The Hindu pantheon is prolific; some estimates put the total of deities at
330 million! All are regarded as a manifestation of Brahman, and the
particular object of veneration and supplication is often a matter of
personal choice or tradition at a local or caste level. Brahman is often
described as having three facets, the trimurti: Brahma, Vishnu, and Shiva.
A newly accepted deity is Santoshi Mata - women appeal to her for success in
the modern urban world or in the acquisition of modern ammenities. Devotees
fast on Friday in her honor. Absorbed into the pantheon as a bona fide
goddess, her origins seem a little sketchy to me. She's a figure created in
a recent movie, the Bollywood film Jai (Hail). What!?! Bombay cinema
reminds me of a random splice job using The Sound of Music and Enter the
Dragon. Siskelian critique notwithstanding, it spawned a goddess. On an
oblique tangent ... Uma Thurman's father is a professor of Asian Studies at
Columbia University. Her unique appelate was chosen from the Hindu
scriptures. Fitting.
I'm being followed. Was it Ozzy Osborne who chimed the melody, "Paranoia
will destroy ya"? Three years ago I was tracked down in Bankok and just
lately in Delhi. It's Clinton. Mom probably sent him. His recent tour of
chaos central seemingly went quite well. The region's a delicate powderkeg
and yesterday's parley in Pakistan was nicely done. Our tides of favor
ripple toward the dawn quite perceptibly.

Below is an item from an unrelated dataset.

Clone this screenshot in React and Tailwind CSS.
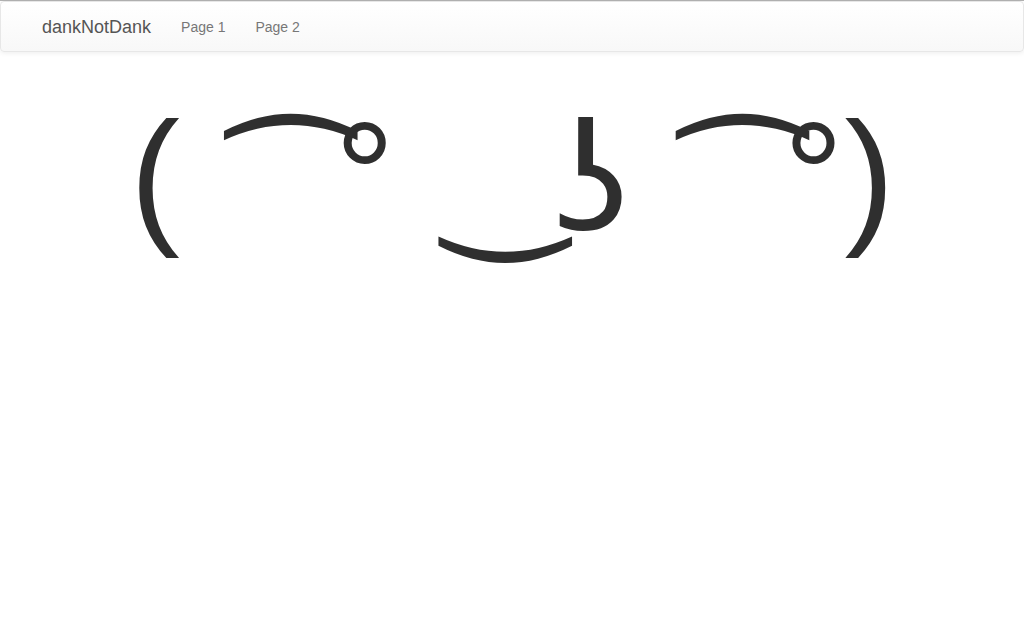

Silver - gold - diamonds. For those intent on baking a cake, my golden
birthday is Friday. I prefer chocolate or the ice cream variety. I'll be
floating on the SILVER MINE, a houseboat in the northern Himalayas nestled
in the vale of Kashmir. Time to visit the most lustrous and fabled facet of
India's twinkling diamond. The word 'mine' represents both a weapon of
surreptitious carnage and a source of immense value. Apt for Kashmir. I
leave in the morning.
- ala Kerouac's tome ... your DHARMA BUM
P.S. As I conclude this epistle twilight fades on the twenty-sixth of
March. A day of import in the annals of American poetry; the world first
welcomed Robert Frost and sadly bid farewell to Walt Whitman. The New
England yankee offered sound advice when choosing our course in life:
" ... I took the road less traveled by and that has made all the difference."
More importantly, papa Walt showed us how to walk it:
"Afoot and light-hearted I take to the open road,
Healthy, free, the world before me,
The long brown path before me leading wherever
I choose.
Henceforth I ask not good fortune, I myself
am good fortune.
Henceforth I whimper no more, postpone no
more, need nothing.
Done with indoor complaints, libraries,
querulous criticisms,
Strong and content, I travel the open road."